Kembali ke Jacky, akhirnya mereka menikah pada 12 September 1953. Satu minggu sebelum kawin, Jacky sempat menanyakan sifat-sifat jack yang paling baik dan paling jelek. Jack menjawab bahwa yang paling baik adalah rasa ingin tahu, dan yang paling buruk adalah mudah tersinggung. Tentang rasa ingin tahu ini, betul-betul dikelolanya bersama Jacky, sebelum menikah, ia pernah memintanya untuk menerjemahkan dan meringkaskan selusin buku-buku Prancis mengenai Indocina. Jacqueline karena itu harus bekerja sampai larut malam di rumah ibunya di Virginia. Kemudian turut mendorong Kennedy untuk menyelesaikan buku kumpulan artikel tentang keberanian politik, berjudul Profiles in Courage pada 1956. Buku ini memenangkan Pulitzer untuk kategori biografi. Meski terdapat desas-desus bahwa buku ini juga dibantu oleh Teodore “Ted” C. Sorensen, sebagai gostwritter.


Jacky sering terbawa-bawa oleh suasana politik yang diciptakan oleh suaminya, dan itu membuatnya bingung. Ia berkali-kali terseret dan membenci orang yang menjadi lawan politik suaminya, tapi ia pun kaget kalau tiba-tiba suaminya memuji orang tersebut. “Lho, kok kamu memujinya? Padahal sudah selama tiga minggu ini saya membencinya”. Kennedy mengajarinya, dalam politik, semua serba kemungkinan, semua serba rekan. Jangan sampai percekcokan menghapus kemungkinan untuk rukun Kembali.


Di puncak episode Crown itu, Elizabeth lagi-lagi menonton tv, kabar buruk menerpa, John F Kennedy tertembak di Dallas, Amerika Selatan. Ia melihat Jacqueline keluar dari pesawat di samping mayat suaminya, masih mengenakan baju yang sama, yang masih tersimbah darah. Ia betul- betul prihatin, dan meminta dibunyikan lonceng setiap 15 menit di gereja utama, untuk menghormati kepergian Kennedy.


Tentang di Dallas itu, sehari sebelum tertembak, di penginapannya di Texas Hotel, Kennedy berbincang dengan Jacky dan Ken O’Donnel mengenai peran dinas rahasia AS, “Ah, yang dapat mereka kerjakan sebenarnya hanya memberikan perlindungan kepada presiden di tengah-tengah massa yang meluap. Namun, jika ada yang memang punya niat membunuh presiden, sebenarnya tidak terlalu sulit: tempatkan saja seseorang di sebuah gedung tinggi dengan senapan teleskopik, tidak ada seorang pun yang dapat melindungi hidup seorang presiden”.
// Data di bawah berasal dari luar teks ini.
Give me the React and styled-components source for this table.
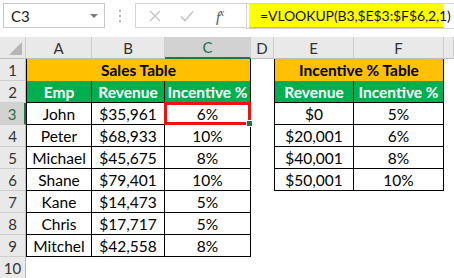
import React from "react";
import styled, { createGlobalStyle, css } from "styled-components";

const GlobalStyle = createGlobalStyle`
  * { box-sizing: border-box; }
  body {
    margin: 0;
    background: #fff;
    font-family: Lato, "Open Sans", "Liberation Sans", sans-serif;
  }
`;

const Sheet = styled.div`
  width: 454px;
  height: 278px;
  overflow: hidden;
  background: #fff;
`;

const FormulaBar = styled.div`
  height: 37px;
  display: flex;
  align-items: flex-start;
  padding: 3px 0 0 3px;
`;

const NameBox = styled.div`
  width: 102px;
  height: 25px;
  border: 1px solid #c6c6c6;
  display: flex;
  align-items: center;
  justify-content: space-between;
  padding: 0 6px 0 7px;
  font-size: 15px;
  color: #222;
`;

const Caret = styled.span`
  width: 0;
  height: 0;
  border-left: 4px solid transparent;
  border-right: 4px solid transparent;
  border-top: 4px solid #7a7a7a;
`;

const Dots = styled.div`
  width: 30px;
  height: 25px;
  display: flex;
  flex-direction: column;
  align-items: center;
  justify-content: center;
  gap: 3px;
  span {
    width: 2px;
    height: 2px;
    background: #b0b0b0;
  }
`;

const IconBox = styled.div`
  width: 111px;
  height: 25px;
  border: 1px solid #d4d4d4;
  border-right: none;
  display: flex;
  align-items: center;
  padding-left: 12px;
  gap: 17px;
`;

const Fx = styled.span`
  font-family: "Liberation Serif", serif;
  font-style: italic;
  font-size: 15px;
  color: #555;
  margin-left: 4px;
  letter-spacing: -1px;
  sup {
    font-size: 11px;
  }
`;

const FormulaBox = styled.div`
  flex: 1;
  height: 26px;
  border: 1px solid #d4d4d4;
  border-right: none;
  padding: 0 0 0 2px;
  display: flex;
`;

const Highlight = styled.div`
  width: 195px;
  background: #ffff00;
  border-bottom: 1px solid #c9c92a;
  display: flex;
  align-items: center;
  padding-left: 11px;
  font-size: 14px;
  letter-spacing: -0.1px;
  color: #111;
  white-space: nowrap;
`;

const Grid = styled.div`
  display: grid;
  grid-template-columns: 26px 66px 73px 86px 23px 80px 90px 10px;
  grid-auto-rows: 22px;
`;

const ColHead = styled.div`
  background: ${(p) => (p.$active ? "#d2d2d2" : "#e9e9e9")};
  border-right: 1px solid #cdcdcd;
  border-bottom: ${(p) => (p.$active ? "2px solid #217346" : "1px solid #bdbdbd")};
  display: flex;
  align-items: center;
  justify-content: center;
  font-size: 15px;
  color: ${(p) => (p.$active ? "#217346" : "#333")};
`;

const Corner = styled(ColHead)`
  position: relative;
  &::after {
    content: "";
    position: absolute;
    right: 3px;
    bottom: 3px;
    border-left: 13px solid transparent;
    border-bottom: 13px solid #b5b5b5;
  }
`;

const RowHead = styled.div`
  background: ${(p) => (p.$active ? "#d2d2d2" : "#e9e9e9")};
  border-bottom: 1px solid #cdcdcd;
  border-right: ${(p) => (p.$active ? "2px solid #217346" : "1px solid #bdbdbd")};
  display: flex;
  align-items: center;
  justify-content: center;
  font-size: 15px;
  color: ${(p) => (p.$active ? "#217346" : "#333")};
`;

const fills = {
  title: "#ffc000",
  head: "#00b050",
  data: "#fff",
  blank: "#fff",
};

const Cell = styled.div`
  position: relative;
  grid-column: ${(p) => p.$span || "auto"};
  background: ${(p) => fills[p.$kind]};
  display: flex;
  align-items: center;
  justify-content: center;
  font-size: 15.5px;
  white-space: nowrap;
  color: ${(p) => (p.$kind === "head" ? "#fff" : "#000")};
  font-weight: ${(p) => (p.$kind === "title" || p.$kind === "head" ? 700 : 400)};
  ${(p) =>
    p.$kind !== "blank" &&
    css`
      border-right: 1px solid #000;
      border-bottom: ${p.$kind === "title" ? "none" : "1px solid #000"};
      ${p.$first && "border-left: 1px solid #000;"}
    `}
  ${(p) =>
    p.$selected &&
    css`
      &::after {
        content: "";
        position: absolute;
        left: -1px;
        top: -1px;
        right: -1px;
        bottom: -1px;
        border: 3px solid #ee1111;
      }
      &::before {
        content: "";
        position: absolute;
        right: -3px;
        bottom: -3px;
        width: 5px;
        height: 5px;
        background: #217346;
        border: 1px solid #fff;
        z-index: 2;
      }
    `}
`;

const CloseIcon = () => (
  <svg width="14" height="14" viewBox="0 0 14 14">
    <path d="M2 2 L12 12 M12 2 L2 12" stroke="#c4c4c4" strokeWidth="1.4" fill="none" />
  </svg>
);

const CheckIcon = () => (
  <svg width="16" height="14" viewBox="0 0 16 14">
    <path d="M2 7.5 L6 11.5 L14 2.5" stroke="#c4c4c4" strokeWidth="1.6" fill="none" />
  </svg>
);

const sales = [
  ["John", "$35,961", "6%"],
  ["Peter", "$68,933", "10%"],
  ["Michael", "$45,675", "8%"],
  ["Shane", "$79,401", "10%"],
  ["Kane", "$14,473", "5%"],
  ["Chris", "$17,717", "5%"],
  ["Mitchel", "$42,558", "8%"],
];

const incentives = [
  ["$0", "5%"],
  ["$20,001", "6%"],
  ["$40,001", "8%"],
  ["$50,001", "10%"],
];

export default function App() {
  const rows = [];

  // row 1: titles
  rows.push(
    <RowHead key="r1">1</RowHead>,
    <Cell key="a1" $kind="title" $span="span 3" $first>Sales Table</Cell>,
    <Cell key="d1" $kind="blank" />,
    <Cell key="e1" $kind="title" $span="span 2" $first>Incentive % Table</Cell>,
    <Cell key="g1" $kind="blank" />
  );

  // row 2: headings
  rows.push(
    <RowHead key="r2">2</RowHead>,
    <Cell key="a2" $kind="head" $first>Emp</Cell>,
    <Cell key="b2" $kind="head">Revenue</Cell>,
    <Cell key="c2" $kind="head">Incentive %</Cell>,
    <Cell key="d2" $kind="blank" />,
    <Cell key="e2" $kind="head" $first>Revenue</Cell>,
    <Cell key="f2" $kind="head">Incentive %</Cell>,
    <Cell key="g2" $kind="blank" />
  );

  sales.forEach(([emp, rev, pct], i) => {
    const n = i + 3;
    const inc = incentives[i];
    rows.push(
      <RowHead key={`r${n}`} $active={n === 3}>{n}</RowHead>,
      <Cell key={`a${n}`} $kind="data" $first>{emp}</Cell>,
      <Cell key={`b${n}`} $kind="data">{rev}</Cell>,
      <Cell key={`c${n}`} $kind="data" $selected={n === 3}>{pct}</Cell>,
      <Cell key={`d${n}`} $kind="blank" />
    );
    if (inc) {
      rows.push(
        <Cell key={`e${n}`} $kind="data" $first>{inc[0]}</Cell>,
        <Cell key={`f${n}`} $kind="data">{inc[1]}</Cell>
      );
    } else {
      rows.push(<Cell key={`e${n}`} $kind="blank" />, <Cell key={`f${n}`} $kind="blank" />);
    }
    rows.push(<Cell key={`g${n}`} $kind="blank" />);
  });

  rows.push(<RowHead key="r10">10</RowHead>);

  return (
    <>
      <GlobalStyle />
      <Sheet>
        <FormulaBar>
          <NameBox>
            C3
            <Caret />
          </NameBox>
          <Dots>
            <span />
            <span />
            <span />
          </Dots>
          <IconBox>
            <CloseIcon />
            <CheckIcon />
            <Fx>
              f<sup>x</sup>
            </Fx>
          </IconBox>
          <FormulaBox>
            <Highlight>=VLOOKUP(B3,$E$3:$F$6,2,1)</Highlight>
          </FormulaBox>
        </FormulaBar>
        <Grid>
          <Corner />
          {["A", "B", "C", "D", "E", "F", ""].map((c) => (
            <ColHead key={c || "x"} $active={c === "C"}>{c}</ColHead>
          ))}
          {rows}
        </Grid>
      </Sheet>
    </>
  );
}
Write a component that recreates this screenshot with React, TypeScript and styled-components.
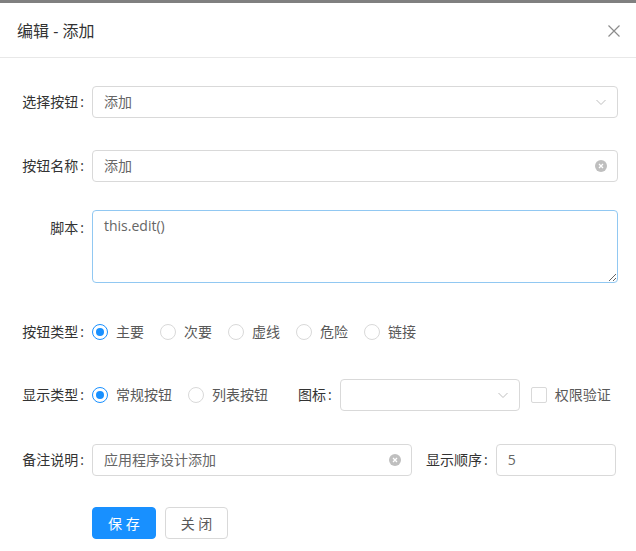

Kennedy tertembak, kepalanya terbaring dipangkuan Jacky, Jacky hanya bisa menangis, seketika, bangsa-bangsa lain pun menangis. Seorang Kennedy begitu sulit tergantikan, nama-nama jalan pun menyemat nama JFK, termasuk bandara, kecuali, jalan-jalan di selatan, tak ada yang Bernama Kennedy.